# 3 Rooms - All HD - Stick With Dish



## Kagato (Jul 1, 2002)

I currently have a 722, feeding two rooms. Both TVs support HD, but obviously only one gets to have it.

I'm adding a man cave. So now there will be a third TV. I'd really like a system where I can watch DVR events on any TV in the system. Can Dish support this? Or should I look at DirecTV?


----------



## 722921 (Jan 3, 2008)

You already have 2 HD outputs and 1 SD, but both HDs are the same signal. One is HDMI and the other is component.


----------



## Kagato (Jul 1, 2002)

I was under the impression that TV2 had to use the SD outputs. Did that change recently? I'm not looking to mirror the HD output.


----------



## Hoosier205 (Sep 3, 2007)

Kagato said:


> I currently have a 722, feeding two rooms. Both TVs support HD, but obviously only one gets to have it.
> 
> I'm adding a man cave. So now there will be a third TV. I'd really like a system where I can watch DVR events on any TV in the system. Can Dish support this? Or should I look at DirecTV?
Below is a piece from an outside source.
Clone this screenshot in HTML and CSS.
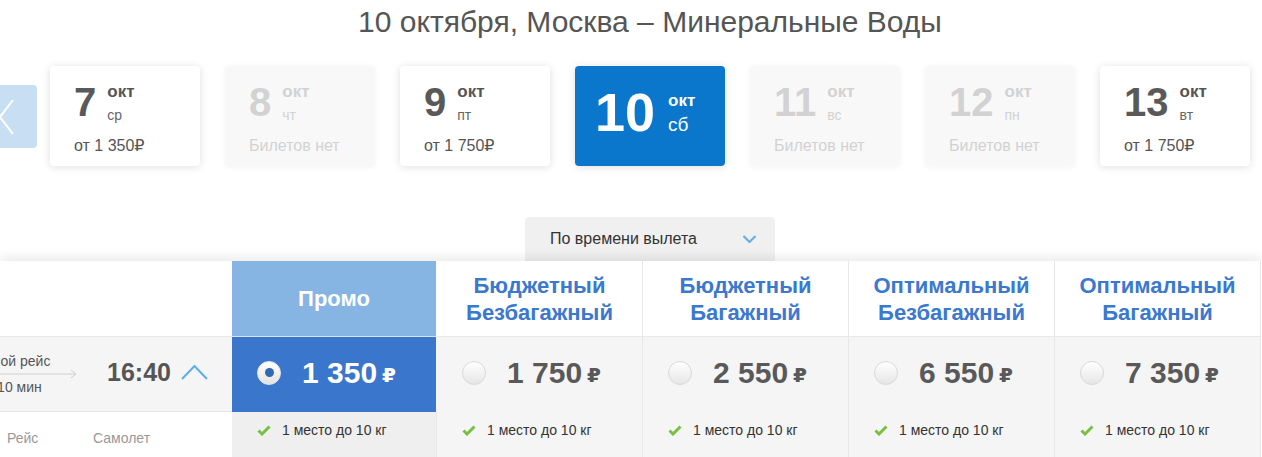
FILE: index.html
```html
<!DOCTYPE html>
<html lang="ru">
<head>
<meta charset="utf-8">
<title>Москва – Минеральные Воды</title>
<link rel="stylesheet" href="styles.css">
</head>
<body>
<div class="page">
  <h1 class="title">10 октября, Москва – Минеральные Воды</h1>

  <div class="dates">
    <button class="nav-prev" aria-label="Назад">
      <svg width="50" height="63" viewBox="0 0 50 63"><polyline points="26,15 13,32 26,49" fill="none" stroke="#fff" stroke-width="2"/></svg>
    </button>
    <div class="days">
      <div class="day">
        <div class="day-top"><span class="day-num">7</span><div class="day-meta"><span class="day-mon">окт</span><span class="day-wd">ср</span></div></div>
        <div class="day-price">от 1 350₽</div>
      </div>
      <div class="day day-off">
        <div class="day-top"><span class="day-num">8</span><div class="day-meta"><span class="day-mon">окт</span><span class="day-wd">чт</span></div></div>
        <div class="day-price">Билетов нет</div>
      </div>
      <div class="day">
        <div class="day-top"><span class="day-num">9</span><div class="day-meta"><span class="day-mon">окт</span><span class="day-wd">пт</span></div></div>
        <div class="day-price">от 1 750₽</div>
      </div>
      <div class="day day-active">
        <div class="day-top"><span class="day-num">10</span><div class="day-meta"><span class="day-mon">окт</span><span class="day-wd">сб</span></div></div>
      </div>
      <div class="day day-off">
        <div class="day-top"><span class="day-num">11</span><div class="day-meta"><span class="day-mon">окт</span><span class="day-wd">вс</span></div></div>
        <div class="day-price">Билетов нет</div>
      </div>
      <div class="day day-off">
        <div class="day-top"><span class="day-num">12</span><div class="day-meta"><span class="day-mon">окт</span><span class="day-wd">пн</span></div></div>
        <div class="day-price">Билетов нет</div>
      </div>
      <div class="day">
        <div class="day-top"><span class="day-num">13</span><div class="day-meta"><span class="day-mon">окт</span><span class="day-wd">вт</span></div></div>
        <div class="day-price">от 1 750₽</div>
      </div>
    </div>
  </div>

  <div class="sort">
    <div class="sort-box">
      <span>По времени вылета</span>
      <svg width="15" height="10" viewBox="0 0 15 10"><polyline points="1.5,2 7.5,8 13.5,2" fill="none" stroke="#6aaee2" stroke-width="2.2"/></svg>
    </div>
  </div>

  <div class="fares">
    <div class="cell lh"></div>
    <div class="cell fh fh-promo">Промо</div>
    <div class="cell fh">Бюджетный<br>Безбагажный</div>
    <div class="cell fh">Бюджетный<br>Багажный</div>
    <div class="cell fh">Оптимальный<br>Безбагажный</div>
    <div class="cell fh">Оптимальный<br>Багажный</div>

    <div class="cell lf">
      <div class="route">
        <span>Прямой рейс</span>
        <svg width="138" height="10" viewBox="0 0 138 10"><line x1="0" y1="5" x2="137" y2="5" stroke="#cfcfcf" stroke-width="1"/><polyline points="132,1 137,5 132,9" fill="none" stroke="#cfcfcf" stroke-width="1"/></svg>
        <span>2 ч 10 мин</span>
      </div>
      <span class="time">16:40</span>
      <svg class="toggle" width="27" height="16" viewBox="0 0 27 16"><polyline points="1,15 13.5,2 26,15" fill="none" stroke="#5eaee8" stroke-width="2"/></svg>
    </div>
    <div class="cell fp fp-sel"><span class="radio radio-on"></span><span class="price">1 350</span><span class="rub">₽</span></div>
    <div class="cell fp"><span class="radio"></span><span class="price">1 750</span><span class="rub">₽</span></div>
    <div class="cell fp"><span class="radio"></span><span class="price">2 550</span><span class="rub">₽</span></div>
    <div class="cell fp"><span class="radio"></span><span class="price">6 550</span><span class="rub">₽</span></div>
    <div class="cell fp"><span class="radio"></span><span class="price">7 350</span><span class="rub">₽</span></div>

    <div class="cell ll"><span class="ll-flight">Рейс</span><span>Самолет</span></div>
    <div class="cell ff ff-promo"><svg width="14" height="11" viewBox="0 0 14 11"><polyline points="1.5,5.5 5,9 12.5,1.5" fill="none" stroke="#78c043" stroke-width="3"/></svg><span>1 место до 10 кг</span></div>
    <div class="cell ff"><svg width="14" height="11" viewBox="0 0 14 11"><polyline points="1.5,5.5 5,9 12.5,1.5" fill="none" stroke="#78c043" stroke-width="3"/></svg><span>1 место до 10 кг</span></div>
    <div class="cell ff"><svg width="14" height="11" viewBox="0 0 14 11"><polyline points="1.5,5.5 5,9 12.5,1.5" fill="none" stroke="#78c043" stroke-width="3"/></svg><span>1 место до 10 кг</span></div>
    <div class="cell ff"><svg width="14" height="11" viewBox="0 0 14 11"><polyline points="1.5,5.5 5,9 12.5,1.5" fill="none" stroke="#78c043" stroke-width="3"/></svg><span>1 место до 10 кг</span></div>
    <div class="cell ff"><svg width="14" height="11" viewBox="0 0 14 11"><polyline points="1.5,5.5 5,9 12.5,1.5" fill="none" stroke="#78c043" stroke-width="3"/></svg><span>1 место до 10 кг</span></div>
  </div>
</div>
</body>
</html>
```

FILE: styles.css
```css
* { box-sizing: border-box; }

html, body {
  margin: 0;
  padding: 0;
  background: #fff;
  overflow: hidden;
}

body {
  font-family: "Liberation Sans", Arial, "DejaVu Sans", sans-serif;
  color: #555;
}

.page {
  width: 1262px;
}

.title {
  margin: 0;
  padding: 4px 0 0 38px;
  font-size: 30px;
  line-height: 36px;
  font-weight: normal;
  color: #555;
  text-align: center;
}

/* date strip */
.dates {
  display: flex;
  align-items: center;
  margin-top: 26px;
}

.nav-prev {
  width: 50px;
  height: 63px;
  margin-left: -13px;
  margin-right: 13px;
  padding: 0;
  border: 0;
  border-radius: 4px;
  background: #c7def3;
  display: flex;
}

.days {
  display: flex;
  gap: 25px;
}

.day {
  width: 150px;
  height: 100px;
  border-radius: 4px;
  background: #fff;
  box-shadow: 0 1px 8px rgba(0, 0, 0, 0.13);
  padding: 14px 0 0 24px;
  display: flex;
  flex-direction: column;
}

.day-top {
  display: flex;
  align-items: flex-start;
  gap: 11px;
  height: 44px;
}

.day-num {
  font-size: 40px;
  line-height: 44px;
  font-weight: bold;
  color: #595959;
}

.day-meta {
  display: flex;
  flex-direction: column;
  padding-top: 2px;
}

.day-mon {
  font-size: 17px;
  font-weight: bold;
  line-height: 20px;
  color: #555;
}

.day-wd {
  font-size: 14px;
  line-height: 20px;
  margin-top: 3px;
  color: #666;
}

.day-price {
  margin-top: 13px;
  font-size: 16px;
  line-height: 18px;
  color: #555;
}

.day-off {
  background: #f8f8f8;
  box-shadow: 0 1px 6px rgba(0, 0, 0, 0.05);
}

.day-off .day-num,
.day-off .day-mon,
.day-off .day-wd,
.day-off .day-price {
  color: #d2d2d2;
}

.day-active {
  background: #0a77cc;
  justify-content: center;
  padding: 0 0 8px 20px;
}

.day-active .day-top {
  height: auto;
  align-items: center;
  gap: 13px;
}

.day-active .day-num {
  font-size: 54px;
  line-height: 60px;
  color: #fff;
}

.day-active .day-mon {
  font-size: 17px;
  color: #fff;
}

.day-active .day-wd {
  font-size: 19px;
  margin-top: 4px;
  color: #fff;
}

/* sort */
.sort {
  display: flex;
  justify-content: center;
  padding-left: 38px;
  margin-top: 51px;
}

.sort-box {
  width: 250px;
  height: 44px;
  background: #f0f0f0;
  border-radius: 4px 4px 0 0;
  display: flex;
  align-items: center;
  justify-content: space-between;
  padding: 0 18px 0 25px;
  font-size: 16px;
  color: #333;
}

/* fares table */
.fares {
  position: relative;
  z-index: 1;
  display: grid;
  grid-template-columns: 232px 205px repeat(4, 206px);
  grid-template-rows: 76px 75px 60px;
  background: #fff;
  box-shadow: 0 -4px 9px rgba(0, 0, 0, 0.08);
}

.cell {
  display: flex;
  align-items: center;
}

.lh {
  border-bottom: 1px solid #e8e8e8;
}

.fh {
  justify-content: center;
  text-align: center;
  border-bottom: 1px solid #e8e8e8;
  border-right: 1px solid #e8e8e8;
  font-size: 22px;
  line-height: 27px;
  font-weight: bold;
  color: #3b78cf;
}

.fh-promo {
  background: #86b5e4;
  color: #fff;
  border-bottom-color: #d6e5f4;
  border-right-color: #fff;
}

.lf {
  background: #f5f5f5;
  border-bottom: 1px solid #e6e6e6;
  overflow: hidden;
  padding-bottom: 3px;
}

.route {
  flex: none;
  width: 138px;
  margin-left: -61px;
  margin-top: 2px;
  display: flex;
  flex-direction: column;
  align-items: center;
  font-size: 14px;
  line-height: 16px;
  color: #555;
}

.time {
  margin-left: 30px;
  font-size: 25px;
  font-weight: bold;
  color: #555;
}

.toggle {
  margin-left: 10px;
  margin-bottom: 2px;
}

.fp {
  background: #f5f5f5;
  border-right: 1px solid #e8e8e8;
  padding: 0 0 4px 25px;
  color: #595959;
}

.fp-sel {
  background: #3a76cb;
  border-right-color: #f5f5f5;
  color: #fff;
}

.radio {
  width: 24px;
  height: 24px;
  border-radius: 50%;
  border: 1px solid #d9d9d9;
  background: linear-gradient(#ffffff, #e6e6e6);
  margin-right: 21px;
  flex: none;
  display: flex;
  align-items: center;
  justify-content: center;
}

.radio-on {
  border-color: #e8e8e8;
  background: linear-gradient(#ffffff, #e3e3e3);
}

.radio-on::after {
  content: "";
  width: 9px;
  height: 9px;
  border-radius: 50%;
  background: #2f68b5;
}

.price {
  font-size: 30px;
  font-weight: bold;
  line-height: 34px;
}

.rub {
  margin-left: 5px;
  margin-top: 5px;
  font-size: 20px;
  font-weight: bold;
}

.ll {
  align-items: flex-start;
  padding: 18px 0 0 7px;
  font-size: 14px;
  line-height: 16px;
  color: #999;
}

.ll-flight {
  width: 86px;
}

.ff {
  align-items: flex-start;
  gap: 11px;
  background: #f5f5f5;
  border-right: 1px solid #e8e8e8;
  padding: 11px 0 0 25px;
  font-size: 14px;
  line-height: 15px;
  color: #333;
}

.ff svg {
  margin-top: 2px;
  flex: none;
}

.ff-promo {
  background: #efefef;
}
```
I don't know what setup would work with Dish Network. With DirecTV you can get one HD DVR and two standard HD receivers, you could then watch DVR content on any of those receivers.

http://www.directv.com/DTVAPP/content/directv/technology/wholehome


----------



## STVS (Dec 8, 2010)

split the tv2 output to the 3rd tv or do an existing customer upgrade and add a 612 dvr at 3rd location if you want HD on TV there. Or a combination of both.


----------



## mikeyinokc (Jan 11, 2006)

All outputs are hot at the same time.

TV1....use HDMI to one of your HD TV's, and Component to the other HD TV.

TV2 (sd) can go to the 3rd TV.....you can watch the DVR on all three TV's


----------



## coolman302003 (Jun 2, 2008)

Kagato said:


> I'm not looking to mirror the HD output.


Then you will have to do SD only (spliting the tv2 out) and you would have access to DVR content; or a separate HD or HD/DVR Receiver for the man cave room, but it will not be able to access the main HD/DVRs content.


----------



## Kagato (Jul 1, 2002)

Is there anything on the horizon to address this gap? 

The Google/Logitech STB that Dish is hawking looks like it could do the job, but the functionality and UI aren't there yet. Sling catcher panned out as well as the firewire ports on my old 921. 

Still, if I called to cancel I'm pretty sure I'm sure Dish would be quite aggressive to save the account. If I knew the direction they were going in I could be strategic about asking for equipment that would be beneficial for the future.


----------



## BattleZone (Nov 13, 2007)

Dish, like DirecTV, plans to release a "whole home server" at some point with multiple tuners, a large hard drive, and RVU-based "thin clients" that will all be able to access the DVR and get HD.

When that will be released is anyone's guess. But it's pretty clear that they aren't planning to have an interim "whole home" solution equivalent to DirecTV's (MRV over DECA). So, if you need it now, DirecTV is the answer. If you can wait, it will eventually come to Dish.


----------



## RAD (Aug 5, 2002)

BattleZone said:


> Dish, like DirecTV, plans to release a "whole home server" at some point with multiple tuners, a large hard drive, and RVU-based "thin clients" that will all be able to access the DVR and get HD.


When did they announce that? I checked the RVU site, http://www.rvualliance.org/alliancemembers, and it doesn't list Dish or Echostar as members.


----------



## mnassour (Apr 23, 2002)

Hmmmm...OK. The next question has to be how LONG can you run 1080i video over component cables before you need some kind of amp? Anyone know?


----------



## Kagato (Jul 1, 2002)

Depends on how nice of a cable you use. A good 100ft cable will be RG6 Tri-Shield. You could likely go longer if you wanted to make your own RG-6 Quad Shield cable. Just beware of the component out on some audio receivers and cheapie video switchers, they can be pretty darn weak.


----------



## James Long (Apr 17, 2003)

RAD said:


> When did they announce that? I checked the RVU site, http://www.rvualliance.org/alliancemembers, and it doesn't list Dish or Echostar as members.


Look again under "Contributors" for "EchoStar Technologies".


----------



## RAD (Aug 5, 2002)

James Long said:


> Look again under "Contributors" for "EchoStar Technologies".


Sorry, missed it.


----------